Opening Address by Jillian Marie Santora, Curatorial Team member, Terra/Form: Cultivating a Community:
Clutch Gallery is both a challenge and a joy. With just 25 square inches
 to curate, Clutch can at times feel incredibly restrictive and a little
 impossible. But throw a few people together. Read a book, specifically 
Rebecca Solnit’s Wanderlust, and discuss. Walking soon becomes more than
 just your left foot following your right and maps suddenly turn in on 
themselves to reveal ever stranger, more complex realms. By virtue of 
Clutch’s inherent mobility, those people, tasked with curating such a 
tiny space, decide the thread that connects Clutch, walking, and mapping
 is the idea of community.

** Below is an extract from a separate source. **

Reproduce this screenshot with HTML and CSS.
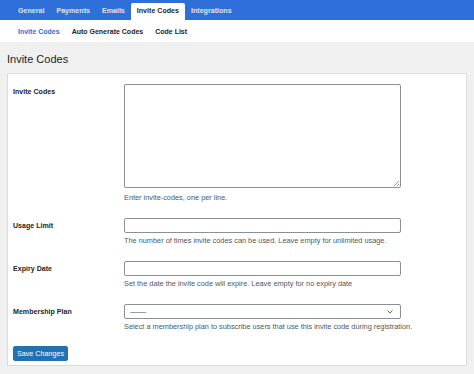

Because of Clutch’s transitory nature we 
wanted to find a way to root the diverse backgrounds of our class. We 
wanted to form connections between ourselves and with others in an 
effort to cultivate a new community where we all belonged. And so, we 
terraformed Clutch. To terraform, in the science fiction sense, is to 
take a previously uninhabitable space and to retrofit the space to be 
capable of sustaining human life. The spatial limitations of clutch can 
then be infinitely expanded by using the conceptual mapping terraforming
 provides. The slash between terra and form becomes very important in 
this sense. Terra, meaning earth and all of its flora, and form-- to 
create things, to give shape, or to have a specific character. Each work
 of art in the gallery is an index of the artists’ relationship to their
 own terra, and is manifested in a miniature physical form. Each work of
 art is plantable, as in, you can touch each piece and place it in the 
ground of the gallery garden. The participatory nature allows you to 
form a connection, and ultimately, a community with the works, artists, 
docents of clutch, and others who have handled the pieces before you. So
 please, give yourself a few moments to kindle a relationship and help 
Terra/Form grow.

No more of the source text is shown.